With AI, VR is even more promising. I have been working on a Gaussian splat renderer for the Quest 3, and by having Claude and ChatGPT read state-of-the-art papers, I have been able to build a training and rendering pipeline that is getting >50 fps for large indoor scenes on the Quest 3. I started with an (AI-driven) port of a desktop renderer, which got less than 1 fps, but I've integrated both training and rendering improvements from research and added a bunch of quality and performance improvements and now it's actually usable. Applying research papers to a novel product is something that used to take weeks or months of a person's time and can now be measured in minutes and hours (and tokens).
You might be interested in a new experimental 3D scene learning and rendering approach called Radiant foam [1], which is supposed to be better suited for GPUs that don't have hardware ray tracing acceleration.

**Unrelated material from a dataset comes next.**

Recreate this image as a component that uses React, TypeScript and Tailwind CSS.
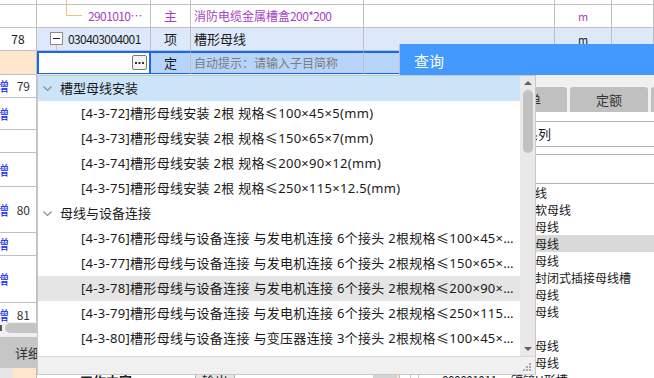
import React from 'react';

const GRID = 'grid grid-cols-[37px_114px_40px_173px_191px_57px_42px]';
const cell = 'h-full border-r border-[#c0c0c0]';
const purple = 'text-[#a63fc6]';
const digits = 'tracking-[-0.6px]';

const groups = [
  {
    title: '槽型母线安装',
    active: true,
    items: [
      '[4-3-72]槽形母线安装 2根 规格≤100×45×5(mm)',
      '[4-3-73]槽形母线安装 2根 规格≤150×65×7(mm)',
      '[4-3-74]槽形母线安装 2根 规格≤200×90×12(mm)',
      '[4-3-75]槽形母线安装 2根 规格≤250×115×12.5(mm)',
    ],
  },
  {
    title: '母线与设备连接',
    active: false,
    items: [
      '[4-3-76]槽形母线与设备连接 与发电机连接 6个接头 2根规格≤100×45×5(mm)',
      '[4-3-77]槽形母线与设备连接 与发电机连接 6个接头 2根规格≤150×65×7(mm)',
      '[4-3-78]槽形母线与设备连接 与发电机连接 6个接头 2根规格≤200×90×12(mm)',
      '[4-3-79]槽形母线与设备连接 与发电机连接 6个接头 2根规格≤250×115×12.5(mm)',
      '[4-3-80]槽形母线与设备连接 与变压器连接 3个接头 2根规格≤100×45×5(mm)',
    ],
  },
];

const hovered = '[4-3-78]';

// left strip of the lower table: [height class, show 增, row number]
const leftRows: [string, boolean, string][] = [
  ['h-[24px]', true, '79'],
  ['h-[32px]', true, ''],
  ['h-[23px]', false, ''],
  ['h-[34px]', true, ''],
  ['h-[46px]', true, '80'],
  ['h-[23px]', true, ''],
  ['h-[47px]', true, ''],
  ['h-[24px]', true, '81'],
];

const queryRows = [
  { code: '', name: '矩形线' },
  { code: '', name: '带形软母线' },
  { code: '', name: '槽形母线' },
  { code: '', name: '带形母线', active: true },
  { code: '', name: '管形母线' },
  { code: '', name: '低压封闭式插接母线槽' },
  { code: '', name: '共箱母线' },
  { code: '', name: '重型母线' },
  { code: '', name: '其他' },
  { code: '', name: '低压母线' },
  { code: '', name: '高压母线' },
  { code: '000001011', name: '镀锌U形槽' },
];

const Chevron = () => (
  <svg width="9" height="5" viewBox="0 0 9 5" className="shrink-0">
    <path d="M0.5 0.5l4 4 4-4" fill="none" stroke="#8c8c8c" strokeWidth="1.1" />
  </svg>
);

const Dropdown = () => (
  <div className="absolute left-[37px] top-[75px] w-[499px] h-[300px] border border-[#c8c8c8] bg-white flex flex-col font-['Noto_Sans','Noto_Sans_CJK_SC',sans-serif] text-[13px] text-[#1a1a1a]">
    <div className="flex h-[280px]">
      <div className="flex-1 min-w-0">
        {groups.map((g) => (
          <div key={g.title}>
            <div className={`h-[25px] flex items-center pl-[5px] gap-[8px] ${g.active ? 'bg-[#cce4f7]' : ''}`}>
              <Chevron />
              <span>{g.title}</span>
            </div>
            {g.items.map((it) => (
              <div
                key={it}
                className={`h-[25px] flex items-center pl-[43px] pr-[3px] tracking-[0.3px] ${it.startsWith(hovered) ? 'bg-[#e5e5e5]' : ''}`}
              >
                <span className="truncate">{it}</span>
              </div>
            ))}
          </div>
        ))}
      </div>
      {/* scrollbar */}
      <div className="w-[15px] bg-[#e9e9e9] flex flex-col items-center">
        <div className="h-[14px] flex items-center justify-center">
          <svg width="8" height="4" viewBox="0 0 8 4"><path d="M0 4L4 0L8 4Z" fill="#606060" /></svg>
        </div>
        <div className="w-[10px] h-[63px] rounded-[5px] bg-[#c1c1c1]" />
        <div className="flex-1" />
        <div className="h-[14px] flex items-center justify-center">
          <svg width="8" height="4" viewBox="0 0 8 4"><path d="M0 0L4 4L8 0Z" fill="#606060" /></svg>
        </div>
      </div>
    </div>
    <div className="flex-1 bg-[#f0f0f0] border-t border-[#d9d9d9] flex items-end justify-end pr-[3px] pb-[2px]">
      <svg width="10" height="10" viewBox="0 0 10 10">
        {[[8, 2], [5, 5], [8, 5], [2, 8], [5, 8], [8, 8]].map(([x, y]) => (
          <rect key={`${x}-${y}`} x={x - 1} y={y - 1} width="2" height="2" fill="#a8a8a8" />
        ))}
      </svg>
    </div>
  </div>
);

const QueryPanel = () => (
  <div className="absolute left-[399px] top-[44px] w-[255px] h-[334px] bg-white border-l border-[#b8c4d4] flex flex-col font-['Noto_Sans_CJK_SC',sans-serif] text-[#1a1a1a]">
    <div className="h-[31px] shrink-0 bg-[#4499ff] text-white text-[15px] flex items-center pl-[14px] pt-[4px]">查询</div>
    <div className="bg-[#f0f0f0] pt-[12px] pl-[89px] flex gap-[3px]">
      {['清单', '定额', '子目'].map((t) => (
        <div key={t} className="w-[78px] h-[25px] shrink-0 rounded-t-[3px] bg-[#c0c0c0] flex items-center justify-center text-[13px] text-[#333]">
          {t}
        </div>
      ))}
    </div>
    <div className="pt-[9px]">
      <div className="h-[26px] border-y border-[#b4b4b4] flex items-center pl-[99px] text-[13px]">清单系列</div>
      <div className="h-[7px]" />
      <div className="h-[30px] border-y border-[#b4b4b4]" />
    </div>
    <div className="text-[12px]">
      {queryRows.map((r, i) => (
        <div key={i} className={`h-[17px] flex items-center ${r.active ? 'bg-[#d9d9d9]' : ''}`}>
          <div className="w-[11px] h-full border-r border-[#c8c8c8]" />
          <div className="w-[8px] h-full border-r border-[#c8c8c8]" />
          <div className={`w-[92px] pl-[23px] whitespace-nowrap ${digits}`}>{r.code}</div>
          <div className="whitespace-nowrap">{r.name}</div>
        </div>
      ))}
    </div>
  </div>
);

export default function App() {
  return (
    <div className="relative w-[654px] h-[378px] overflow-hidden bg-white text-[12px] text-[#1a1a1a] font-['Noto_Sans_CJK_SC',sans-serif]">
      <div className="flex flex-col h-full">
        {/* grid: clipped row above */}
        <div className={`${GRID} h-[5px] shrink-0 border-b border-[#c0c0c0]`}>
          <div className={cell} />
          <div className={cell}>
            <div className="ml-[29px] h-full border-l border-[#f4bf72]" />
          </div>
          <div className={cell} />
          <div className={cell} />
          <div className={cell} />
          <div className={cell} />
          <div className={cell} />
        </div>

        {/* material row */}
        <div className={`${GRID} h-[23px] shrink-0 border-b border-[#c0c0c0]`}>
          <div className={cell} />
          <div className={`${cell} flex items-center`}>
            <svg width="16" height="22" viewBox="0 0 16 22" className="ml-[29px] shrink-0">
              <path d="M0.5 0V10.5H16" fill="none" stroke="#f4bf72" strokeWidth="1" />
            </svg>
            <span className={`ml-[6px] whitespace-nowrap ${purple}`}>
              <span className={digits}>2901010</span>…
            </span>
          </div>
          <div className={`${cell} flex items-center justify-center ${purple} text-[13px]`}>主</div>
          <div className={`${cell} flex items-center pl-[3px] ${purple} whitespace-nowrap`}>
            消防电缆金属槽盒<span className={digits}>200*200</span>
          </div>
          <div className={cell} />
          <div className={`${cell} flex items-center justify-center ${purple} text-[11px]`}>m</div>
          <div className={cell} />
        </div>

        {/* item row 78 */}
        <div className={`${GRID} h-[23px] shrink-0 border-b border-[#c0c0c0] bg-[#dde9fb]`}>
          <div className={`${cell} bg-white flex items-center justify-center`}>78</div>
          <div className={`${cell} flex items-center`}>
            <svg width="13" height="22" viewBox="0 0 13 22" className="ml-[13px] shrink-0">
              <rect x="0.5" y="4.5" width="12" height="12" fill="#fff" stroke="#8a8a8a" />
              <path d="M3 10.5H10" stroke="#222" strokeWidth="1" />
              <path d="M6.5 17V22" stroke="#f4bf72" strokeWidth="1" />
            </svg>
            <span className={`ml-[5px] ${digits}`}>030403004001</span>
          </div>
          <div className={`${cell} flex items-center justify-center text-[13px]`}>项</div>
          <div className={`${cell} flex items-center pl-[3px] text-[13px]`}>槽形母线</div>
          <div className={cell} />
          <div className={`${cell} flex items-center justify-center text-[11px]`}>m</div>
          <div className={cell} />
        </div>

        {/* editing row */}
        <div className={`${GRID} h-[23px] shrink-0`}>
          <div className={`${cell} bg-[#fde6cb] border-b`} />
          <div className="h-full border-2 border-[#1767f5] bg-white flex items-center justify-end pr-[2px]">
            <div className="w-[15px] h-[15px] rounded-[2px] border border-[#7a7a7a] bg-[#f4f4f4] flex items-center justify-center">
              <svg width="9" height="2" viewBox="0 0 9 2">
                <rect x="0" y="0" width="2" height="2" fill="#333" />
                <rect x="3.5" y="0" width="2" height="2" fill="#333" />
                <rect x="7" y="0" width="2" height="2" fill="#333" />
              </svg>
            </div>
          </div>
          <div className="h-full border-y-2 border-y-[#1767f5] border-r border-r-[#c0c0c0] bg-[#b7d5fb] flex items-center justify-center text-[13px]">定</div>
          <div className="h-full border-y-2 border-y-[#1767f5] border-r border-r-[#c0c0c0] bg-[#b7d5fb] flex items-center pl-[3px] text-[#7b7b7b] whitespace-nowrap">
            自动提示：请输入子目简称
          </div>
          <div className="h-full border-y-2 border-y-[#1767f5] bg-[#b7d5fb]" />
          <div className="h-full border-y-2 border-y-[#1767f5] bg-[#b7d5fb]" />
          <div className="h-full border-y-2 border-y-[#1767f5] bg-[#b7d5fb]" />
        </div>

        {/* lower table area */}
        <div className="h-[248px] shrink-0 flex overflow-hidden">
          <div className="w-[37px] shrink-0 border-r border-[#c0c0c0] overflow-hidden">
            {leftRows.map(([h, add, num], i) => (
              <div key={i} className={`${h} shrink-0 flex items-center border-b border-[#c0c0c0]`}>
                {add && <span className="-ml-[4px] text-[13px] text-[#0b1ef0]">增</span>}
                {num && <span className="ml-auto mr-[6px] text-[#333]">{num}</span>}
              </div>
            ))}
          </div>
          <div className="flex-1">
            <div className="h-[23px] bg-[#dde9fb] border-b border-[#c0c0c0]" />
          </div>
        </div>

        {/* horizontal scrollbar */}
        <div className="h-[12px] shrink-0 bg-[#f0f0f0] flex items-center">
          <div className="w-[2px] h-[6px] bg-[#555]" />
          <div className="ml-[3px] w-[300px] h-[10px] rounded-full bg-[#c4c4c4]" />
        </div>
        <div className="h-[3px] shrink-0 bg-[#f0f0f0]" />

        {/* bottom tabs */}
        <div className="h-[31px] shrink-0 bg-[#c6c6c6] flex items-center pl-[15px] text-[13px] text-[#333]">详细</div>

        {/* detail row */}
        <div className="h-[26px] shrink-0 flex items-center text-[13px]">
          <div className="w-[13px] h-full bg-[#e6e6e6]" />
          <div className="w-[24px] h-full bg-[#fde6cb] border-r border-[#c0c0c0]" />
          <div className="w-[158px] pl-[43px] font-bold">工作内容</div>
          <div className="w-[40px] h-full bg-[#e6e6e6] border border-[#b0b0b0] flex items-center justify-center">输出</div>
          <div className="w-[138px]" />
          <div className="w-[24px] h-full bg-[#d4d4d4]" />
          <div className="w-[3px] h-full bg-[#fde6cb]" />
        </div>
      </div>

      <QueryPanel />
      <Dropdown />
    </div>
  );
}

Cool! I'll definitely check it out. The great thing about LLMs is I can probably have a trainer and renderer using this technology up and running for my platform in a day or two, OR I can just pick and choose parts that would work well for my implementation and merge them in.
Sorry if this is a basic question, but what's you workflow for feeding the papers into the LLM and getting the implementation done? The coding agents that I've used are not able to read PDFs, so I've been wondering how to do it.
this is actually a great question - I just extract the text with PyPDF, but did a brief search on the functionality I'd like to have (convert math equations to LaTeX, extract images, reformat in markdown, extract data from charts) and it looks like there are a couple of promising Python libs like Docling and Marker.. I should really improve this part of my workflow.
after looking into it for a little while, Docling and Marker work pretty well but are very slow. I haven't found anything else that extracts math suitably. It takes 10+ minutes per pdf, so I'm going to run it on a batch of these papers overnight and create my own little gaussian splatting RAG database. It's really too bad PDF is so terrible.
My understanding is that those models create gaussian splats from a text prompt, kinda like a 3d version of nano banana. I'm not doing that (yet), what I'm doing is creating splats from a set of photos - aka "splat training" and then rendering the splat as a static (working on dynamism) on the Quest headset. This is pretty well-worn territory with a lot of good implementations, but I have my own implementation of a trainer in C++/CUDA (originally based in SpeedySplat, which was written in Python, but now completely rewritten and not much of SpeedySplat is left) and renderer in C++/OpenXR for the Quest (originally based on a LLM-made port of 3DGS.cpp to OpenXR, but 100% rewritten now), and I can easily integrate techniques from research.